Begin

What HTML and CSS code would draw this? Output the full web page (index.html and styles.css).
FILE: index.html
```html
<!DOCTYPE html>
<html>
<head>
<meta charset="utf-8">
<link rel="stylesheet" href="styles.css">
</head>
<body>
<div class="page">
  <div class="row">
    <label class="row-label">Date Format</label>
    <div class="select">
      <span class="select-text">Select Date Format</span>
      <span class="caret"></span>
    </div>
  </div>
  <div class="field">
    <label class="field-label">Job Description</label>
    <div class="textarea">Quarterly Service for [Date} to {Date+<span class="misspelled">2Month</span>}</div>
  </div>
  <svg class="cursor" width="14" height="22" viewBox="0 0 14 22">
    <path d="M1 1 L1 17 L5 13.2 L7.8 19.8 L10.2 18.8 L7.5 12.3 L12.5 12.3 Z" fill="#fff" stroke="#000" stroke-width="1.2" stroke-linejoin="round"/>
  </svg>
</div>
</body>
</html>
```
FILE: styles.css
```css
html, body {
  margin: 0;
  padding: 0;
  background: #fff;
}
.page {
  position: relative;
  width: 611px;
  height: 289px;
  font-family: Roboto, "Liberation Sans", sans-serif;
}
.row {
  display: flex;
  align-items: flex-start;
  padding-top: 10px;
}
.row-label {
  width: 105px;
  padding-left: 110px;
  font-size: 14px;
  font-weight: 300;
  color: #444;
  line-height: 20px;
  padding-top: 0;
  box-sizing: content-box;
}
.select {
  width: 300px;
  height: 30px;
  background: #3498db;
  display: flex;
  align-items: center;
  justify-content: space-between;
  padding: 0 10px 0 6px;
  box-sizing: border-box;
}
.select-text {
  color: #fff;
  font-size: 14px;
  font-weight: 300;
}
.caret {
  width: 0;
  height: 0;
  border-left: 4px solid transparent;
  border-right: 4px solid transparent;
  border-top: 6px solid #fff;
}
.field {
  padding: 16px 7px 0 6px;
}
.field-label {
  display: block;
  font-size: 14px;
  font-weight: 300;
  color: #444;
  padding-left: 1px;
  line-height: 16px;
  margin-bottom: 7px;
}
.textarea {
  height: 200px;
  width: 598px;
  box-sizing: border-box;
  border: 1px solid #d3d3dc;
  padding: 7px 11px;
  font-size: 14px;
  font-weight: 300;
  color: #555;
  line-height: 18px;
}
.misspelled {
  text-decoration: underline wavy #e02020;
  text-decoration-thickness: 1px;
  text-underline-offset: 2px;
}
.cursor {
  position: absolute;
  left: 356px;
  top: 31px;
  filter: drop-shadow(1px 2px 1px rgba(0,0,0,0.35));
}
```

End

=== Task statement ===
Restate the data above word for word, please.

=== Problem solution ===
What HTML and CSS code would draw this? Output the full web page (index.html and styles.css).
FILE: index.html
```html
<!DOCTYPE html>
<html>
<head>
<meta charset="utf-8">
<link rel="stylesheet" href="styles.css">
</head>
<body>
<div class="page">
  <div class="row">
    <label class="row-label">Date Format</label>
    <div class="select">
      <span class="select-text">Select Date Format</span>
      <span class="caret"></span>
    </div>
  </div>
  <div class="field">
    <label class="field-label">Job Description</label>
    <div class="textarea">Quarterly Service for [Date} to {Date+<span class="misspelled">2Month</span>}</div>
  </div>
  <svg class="cursor" width="14" height="22" viewBox="0 0 14 22">
    <path d="M1 1 L1 17 L5 13.2 L7.8 19.8 L10.2 18.8 L7.5 12.3 L12.5 12.3 Z" fill="#fff" stroke="#000" stroke-width="1.2" stroke-linejoin="round"/>
  </svg>
</div>
</body>
</html>
```
FILE: styles.css
```css
html, body {
  margin: 0;
  padding: 0;
  background: #fff;
}
.page {
  position: relative;
  width: 611px;
  height: 289px;
  font-family: Roboto, "Liberation Sans", sans-serif;
}
.row {
  display: flex;
  align-items: flex-start;
  padding-top: 10px;
}
.row-label {
  width: 105px;
  padding-left: 110px;
  font-size: 14px;
  font-weight: 300;
  color: #444;
  line-height: 20px;
  padding-top: 0;
  box-sizing: content-box;
}
.select {
  width: 300px;
  height: 30px;
  background: #3498db;
  display: flex;
  align-items: center;
  justify-content: space-between;
  padding: 0 10px 0 6px;
  box-sizing: border-box;
}
.select-text {
  color: #fff;
  font-size: 14px;
  font-weight: 300;
}
.caret {
  width: 0;
  height: 0;
  border-left: 4px solid transparent;
  border-right: 4px solid transparent;
  border-top: 6px solid #fff;
}
.field {
  padding: 16px 7px 0 6px;
}
.field-label {
  display: block;
  font-size: 14px;
  font-weight: 300;
  color: #444;
  padding-left: 1px;
  line-height: 16px;
  margin-bottom: 7px;
}
.textarea {
  height: 200px;
  width: 598px;
  box-sizing: border-box;
  border: 1px solid #d3d3dc;
  padding: 7px 11px;
  font-size: 14px;
  font-weight: 300;
  color: #555;
  line-height: 18px;
}
.misspelled {
  text-decoration: underline wavy #e02020;
  text-decoration-thickness: 1px;
  text-underline-offset: 2px;
}
.cursor {
  position: absolute;
  left: 356px;
  top: 31px;
  filter: drop-shadow(1px 2px 1px rgba(0,0,0,0.35));
}
```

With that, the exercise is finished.